Mas os contornos do programa Transacções Monetárias Definitivas (OMT, na
sigla inglesa) estão ainda muito pouco esclarecidos.
10. Como explicar em linguagem simples (algumas
metáforas)
Para distinguir resgate de programa cautelar com uma linguagem
bem simples, pode recorrer-se a estas imagens: “Andar de muletas não é o mesmo que de cadeira de
rodas ” (Pedro Santos Guerreiro, director do Negócios); “Temos de sair deste inferno do ‘programa de
ajustamento’ e passar ao purgatório de um programa de vigilância” (Brandão de Brito,
professor do ISEG), “Temos de sair dos cuidados intensivos e passar a uma
convalescença assistida” (Eduardo Catroga).

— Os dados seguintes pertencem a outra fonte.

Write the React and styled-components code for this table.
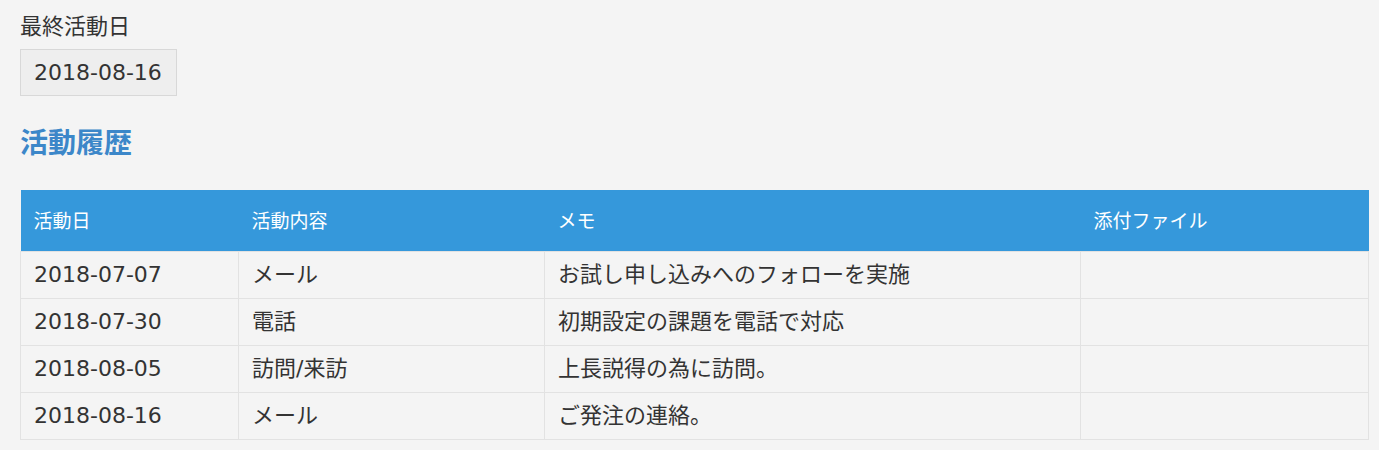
import React from "react";
import styled, { createGlobalStyle } from "styled-components";

const GlobalStyle = createGlobalStyle`
  body {
    margin: 0;
    background: #f4f4f4;
    color: #333;
    font-family: "DejaVu Sans", "Noto Sans CJK JP", sans-serif;
  }
`;

const activities = [
  { date: "2018-07-07", kind: "メール", memo: "お試し申し込みへのフォローを実施", file: "" },
  { date: "2018-07-30", kind: "電話", memo: "初期設定の課題を電話で対応", file: "" },
  { date: "2018-08-05", kind: "訪問/来訪", memo: "上長説得の為に訪問。", file: "" },
  { date: "2018-08-16", kind: "メール", memo: "ご発注の連絡。", file: "" },
];

const columns = [
  { label: "活動日", width: 218 },
  { label: "活動内容", width: 306 },
  { label: "メモ", width: 536 },
  { label: "添付ファイル", width: 288 },
];

const Page = styled.div`
  padding: 8px 11px 0 20px;
`;

const FieldLabel = styled.div`
  font-size: 22px;
  line-height: 33px;
  font-family: "Noto Sans CJK JP", sans-serif;
`;

const ValueBox = styled.div`
  display: inline-block;
  margin-top: 8px;
  padding: 0 14px 0 13px;
  height: 45px;
  line-height: 45px;
  font-size: 22px;
  background: #eeeeee;
  border: 1px solid #d8d8d8;
`;

const SectionTitle = styled.h2`
  margin: 24px 0 28px;
  font-size: 28px;
  line-height: 42px;
  font-weight: 700;
  color: #3c87c9;
  font-family: "Noto Sans CJK JP", sans-serif;
`;

const Table = styled.table`
  width: 1348px;
  border-collapse: collapse;
  table-layout: fixed;
`;

const HeadCell = styled.th`
  height: 61px;
  padding: 0 13px;
  text-align: left;
  font-weight: 400;
  font-size: 19px;
  line-height: 24px;
  color: #fff;
  background: #3598db;
  vertical-align: middle;
`;

const Cell = styled.td`
  height: 46px;
  padding: 0 13px;
  font-size: 22px;
  line-height: 26px;
  color: #333;
  border: 1px solid #e2e2e2;
  vertical-align: middle;
  white-space: nowrap;
`;

export default function App() {
  return (
    <Page>
      <GlobalStyle />
      <FieldLabel>最終活動日</FieldLabel>
      <ValueBox>2018-08-16</ValueBox>
      <SectionTitle>活動履歴</SectionTitle>
      <Table>
        <colgroup>
          {columns.map((c) => (
            <col key={c.label} style={{ width: c.width }} />
          ))}
        </colgroup>
        <thead>
          <tr>
            {columns.map((c) => (
              <HeadCell key={c.label}>{c.label}</HeadCell>
            ))}
          </tr>
        </thead>
        <tbody>
          {activities.map((a) => (
            <tr key={a.date}>
              <Cell>{a.date}</Cell>
              <Cell>{a.kind}</Cell>
              <Cell>{a.memo}</Cell>
              <Cell>{a.file}</Cell>
            </tr>
          ))}
        </tbody>
      </Table>
    </Page>
  );
}
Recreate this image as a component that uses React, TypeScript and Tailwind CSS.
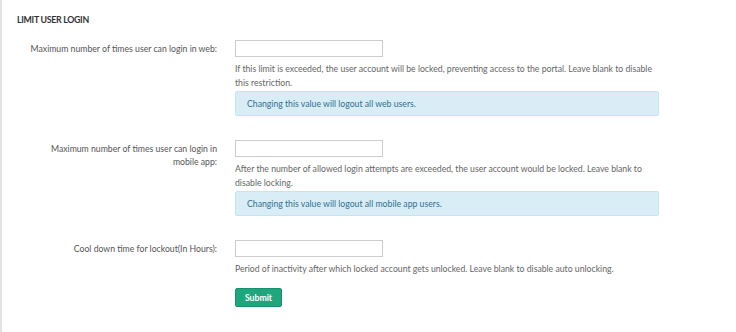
export default function App() {
  const rows = [
    {
      label: "Maximum number of times user can login in web:",
      help: "If this limit is exceeded, the user account will be locked, preventing access to the portal. Leave blank to disable this restriction.",
      note: "Changing this value will logout all web users.",
    },
    {
      label: "Maximum number of times user can login in mobile app:",
      help: "After the number of allowed login attempts are exceeded, the user account would be locked. Leave blank to disable locking.",
      note: "Changing this value will logout all mobile app users.",
    },
    {
      label: "Cool down time for lockout(In Hours):",
      help: "Period of inactivity after which locked account gets unlocked. Leave blank to disable auto unlocking.",
      note: "",
    },
  ];

  return (
    <div className="h-[332px] w-[736px] bg-white border-l-2 border-[#e3e3e3] font-['Lato',sans-serif] text-[#555]">
      <div className="pl-[15px] pt-[14px]">
        <h3 className="text-[8.8px] font-bold uppercase leading-[12px] tracking-[-0.3px] text-[#333]">
          Limit User Login
        </h3>

        <form className="mt-[14px] flex flex-col">
          {rows.map((r, i) => (
            <div key={i} className={`flex ${i > 0 ? "mt-[24px]" : ""}`}>
              <label className="ml-[8px] w-[192px] shrink-0 pt-[2px] text-right text-[8.7px] leading-[13px] text-[#555]">
                {r.label}
              </label>
              <div className="ml-[18px] w-[424px]">
                <input
                  type="text"
                  className="block h-[17px] w-[148px] border border-[#ccc] bg-white outline-none"
                />
                <p className="mt-[5px] text-[8.7px] leading-[14px] text-[#666]">{r.help}</p>
                {r.note ? (
                  <div className="mt-[1px] flex h-[25px] items-center rounded-[2px] border border-[#bce8f1] bg-[#d9edf7] px-[11px] text-[8.7px] text-[#31708f]">
                    {r.note}
                  </div>
                ) : (
                  <button
                    type="button"
                    className="mt-[12px] h-[19px] w-[47px] rounded-[2px] border border-[#179070] bg-[#1fa67d] text-[8.7px] font-bold text-white"
                  >
                    Submit
                  </button>
                )}
              </div>
            </div>
          ))}
        </form>
      </div>
    </div>
  );
}
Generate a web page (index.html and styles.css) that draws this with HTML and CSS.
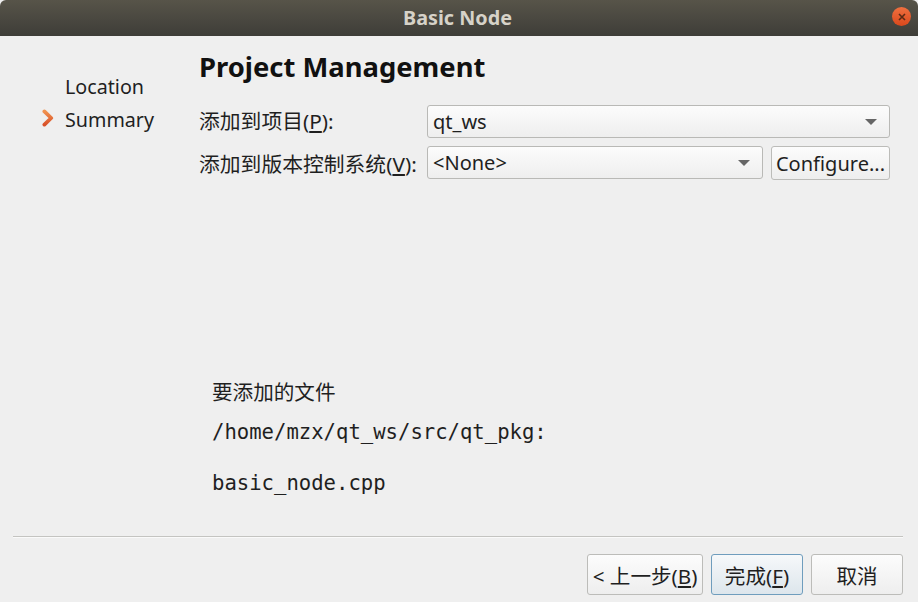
FILE: index.html
```html
<!DOCTYPE html>
<html lang="en">

<head>
  <meta charset="UTF-8">
  <title>Basic Node</title>
  <link rel="stylesheet" href="styles.css">
</head>

<body>
  <div class="window">
    <div class="titlebar">
      <span class="title">Basic Node</span>
      <span class="close">
        <svg width="10" height="10" viewBox="0 0 10 10">
          <path d="M2 2L8 8M8 2L2 8" stroke="#5a2a14" stroke-width="1.6" fill="none" />
        </svg>
      </span>
    </div>
    <div class="content">
      <ul class="steps">
        <li>Location</li>
        <li class="current">
          <svg class="arrow" width="12" height="18" viewBox="0 0 12 18">
            <defs>
              <linearGradient id="arrowFill" x1="0" y1="0" x2="0" y2="1">
                <stop offset="0" stop-color="#f0924f" />
                <stop offset="1" stop-color="#d9512a" />
              </linearGradient>
            </defs>
            <path d="M2.4 2.4L9.2 9L2.4 15.6" stroke="url(#arrowFill)" stroke-width="3.8" stroke-linejoin="round" stroke-linecap="round" fill="none" />
          </svg>
          Summary
        </li>
      </ul>
      <div class="page">
        <h1>Project Management</h1>
        <div class="form">
          <label class="label-first">添加到项目(<u>P</u>):</label>
          <div class="combo combo-wide">
            <span>qt_ws</span><i class="caret"></i>
          </div>
          <label>添加到版本控制系统(<u>V</u>):</label>
          <div class="vcs">
            <div class="combo">
              <span>&lt;None&gt;</span><i class="caret"></i>
            </div>
            <button class="btn configure">Configure...</button>
          </div>
        </div>
        <div class="files">
          <p class="files-title">要添加的文件</p>
          <p class="mono path">/home/mzx/qt_ws/src/qt_pkg:</p>
          <p class="mono">basic_node.cpp</p>
        </div>
      </div>
    </div>
    <div class="footer">
      <button class="btn back">&lt; 上一步(<u>B</u>)</button>
      <button class="btn primary">完成(<u>F</u>)</button>
      <button class="btn cancel">取消</button>
    </div>
  </div>
</body>

</html>
```

FILE: styles.css
```css
* {
  margin: 0;
  padding: 0;
  box-sizing: border-box;
  list-style: none;
}

body {
  width: 921px;
  height: 603px;
  overflow: hidden;
  background-color: #fff;
  color: #1f1f1f;
  font-family: "Noto Sans", "Noto Sans CJK SC", sans-serif;
  font-size: 20px;
}

.window {
  display: flex;
  flex-direction: column;
  width: 918px;
  height: 602px;
  background-color: #efefef;
}

.titlebar {
  display: flex;
  align-items: center;
  justify-content: center;
  position: relative;
  height: 36px;
  padding-right: 3px;
  padding-bottom: 2px;
  border-radius: 6px 6px 0 0;
  background: linear-gradient(#575449, #3e3d38);
  flex-shrink: 0;
}

.title {
  color: #d6d2c8;
  font-size: 19.8px;
  font-weight: 700;
}

.close {
  position: absolute;
  top: 7px;
  right: 7px;
  display: flex;
  align-items: center;
  justify-content: center;
  width: 19px;
  height: 19px;
  border-radius: 50%;
  background: linear-gradient(#f0703f, #d9481c);
}

.content {
  display: flex;
  flex: 1;
}

.steps {
  width: 199px;
  padding: 35px 0 0 65px;
  flex-shrink: 0;
  font-size: 19.7px;
}

.steps li {
  position: relative;
  height: 32px;
  line-height: 32px;
}

.steps .current {
  line-height: 34px;
}

.arrow {
  position: absolute;
  top: 6px;
  left: -23px;
}

.page {
  flex: 1;
}

h1 {
  height: 69px;
  padding-top: 12px;
  color: #111;
  font-size: 27.4px;
  font-weight: 700;
  line-height: 38px;
}

.form {
  display: grid;
  grid-template-columns: 228px 463px;
  row-gap: 8px;
  align-items: center;
}

.form label {
  font-size: 20.8px;
  white-space: nowrap;
}

.form .label-first {
  margin-bottom: 3px;
}

.vcs {
  display: flex;
  gap: 8px;
}

.combo {
  display: flex;
  align-items: center;
  justify-content: space-between;
  width: 336px;
  height: 33px;
  padding: 0 5px;
  border: 1px solid #b9b9b6;
  border-radius: 3px;
  background: linear-gradient(#fcfcfc, #eeeeee);
  font-size: 20px;
}

.combo-wide {
  width: 463px;
}

.caret {
  width: 0;
  height: 0;
  margin-right: 7px;
  border-top: 6px solid #666;
  border-left: 6px solid transparent;
  border-right: 6px solid transparent;
}

.btn {
  height: 34px;
  border: 1px solid #bcbcb9;
  border-radius: 3px;
  background: linear-gradient(#fcfcfc, #eeeeee);
  color: #1f1f1f;
  font-family: inherit;
  font-size: 20px;
  white-space: nowrap;
}

.configure {
  width: 119px;
}

.files {
  padding: 198px 0 0 13px;
}

.files-title {
  height: 28px;
  line-height: 28px;
  font-size: 20.6px;
}

.mono {
  font-family: "DejaVu Sans Mono", monospace;
  font-size: 20.6px;
  line-height: 28px;
}

.path {
  margin-top: 12px;
  margin-bottom: 23px;
}

.footer {
  display: flex;
  justify-content: flex-end;
  gap: 8px;
  height: 66px;
  margin: 0 15px 0 13px;
  padding-top: 17px;
  border-top: 1px solid #c4c4c1;
  box-shadow: inset 0 1px 0 #fafafa;
  flex-shrink: 0;
}

.footer .btn {
  height: 41px;
  font-size: 20.6px;
}

.back {
  width: 116px;
}

.primary {
  width: 92px;
  border-color: #6f9dbd;
  background: linear-gradient(#f6f8fa, #dde6ec);
}

.cancel {
  width: 92px;
}
```
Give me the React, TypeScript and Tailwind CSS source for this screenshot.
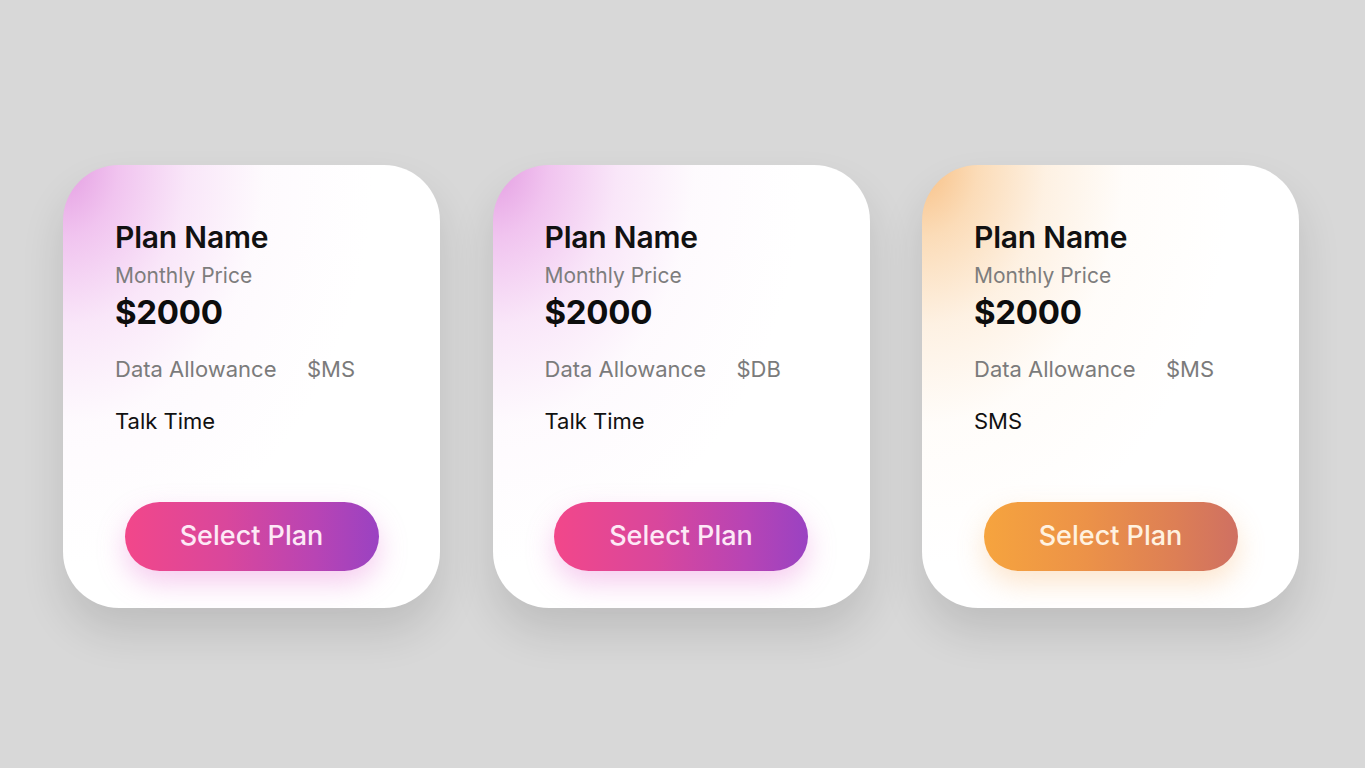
const plans = [
  {
    extra: "$MS",
    line: "Talk Time",
    glow: "bg-[radial-gradient(ellipse_310px_400px_at_0%_0%,#e49de2_0%,rgba(236,176,234,0.75)_18%,rgba(242,200,241,0.45)_40%,rgba(248,228,247,0.18)_65%,rgba(255,255,255,0)_100%)]",
    button:
      "bg-[linear-gradient(90deg,#f2478a_0%,#d9479c_40%,#b844b4_75%,#9a42c2_100%)] shadow-[0_12px_28px_rgba(230,110,210,0.35)] text-[#fde9f6]",
  },
  {
    extra: "$DB",
    line: "Talk Time",
    glow: "bg-[radial-gradient(ellipse_310px_400px_at_0%_0%,#e49de2_0%,rgba(236,176,234,0.75)_18%,rgba(242,200,241,0.45)_40%,rgba(248,228,247,0.18)_65%,rgba(255,255,255,0)_100%)]",
    button:
      "bg-[linear-gradient(90deg,#f2478a_0%,#d9479c_40%,#b844b4_75%,#9a42c2_100%)] shadow-[0_12px_28px_rgba(230,110,210,0.35)] text-[#fde9f6]",
  },
  {
    extra: "$MS",
    line: "SMS",
    glow: "bg-[radial-gradient(ellipse_310px_400px_at_0%_0%,#f8c085_0%,rgba(250,208,160,0.75)_18%,rgba(252,224,192,0.45)_40%,rgba(254,240,225,0.18)_65%,rgba(255,255,255,0)_100%)]",
    button:
      "bg-[linear-gradient(90deg,#f6a43e_0%,#ec9248_40%,#dd7f55_75%,#cf7062_100%)] shadow-[0_12px_28px_rgba(245,170,90,0.3)] text-[#fff2e0]",
  },
];

function PlanCard({ extra, line, glow, button }: (typeof plans)[number]) {
  return (
    <div
      className={`w-[377px] h-[443px] rounded-[56px] bg-white ${glow} shadow-[0_24px_44px_rgba(0,0,0,0.12)] flex flex-col pt-[54px] pb-[37px] px-[52px]`}
    >
      <h2 className="text-[30px] leading-[36px] font-semibold text-[#111] tracking-[-0.2px]">Plan Name</h2>
      <p className="mt-[8px] text-[21px] leading-[26px] text-[#7d7d7d]">Monthly Price</p>
      <p className="mt-[3px] text-[33px] leading-[40px] font-bold text-[#0d0d0d] tracking-[-0.3px]">$2000</p>
      <div className="mt-[24px] flex text-[22px] leading-[26px] text-[#7b7b7b]">
        <span className="w-[192px]">Data Allowance</span>
        <span>{extra}</span>
      </div>
      <p className="mt-[26px] text-[22px] leading-[26px] text-[#111]">{line}</p>
      <button
        className={`mt-auto mx-auto w-[254px] h-[69px] rounded-full ${button} text-[27px] font-medium`}
      >
        Select Plan
      </button>
    </div>
  );
}

export default function App() {
  return (
    <div className="min-h-screen bg-[#d8d8d8] flex items-start pt-[165px] pl-[63px] gap-[52.5px] font-['Inter',sans-serif]">
      {plans.map((p, i) => (
        <PlanCard key={i} {...p} />
      ))}
    </div>
  );
}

Duas notas que marcam os nossos dias:
- Boletim Estatístico do Banco de Portugal que revela os dados relativos ao saldo das contas externas, positivo em mais de 3,7 mil milhões de euros;
- Opinião do Morgan Stanley, numa nota de research também hoje divulgada, em que o banco abandona as perspetivas de prudência avançadas no Verão em relação a Portugal e aposta na concretização do cenário mais otimista de recuperação económica, alavancado no bom desempenho do setor exportador.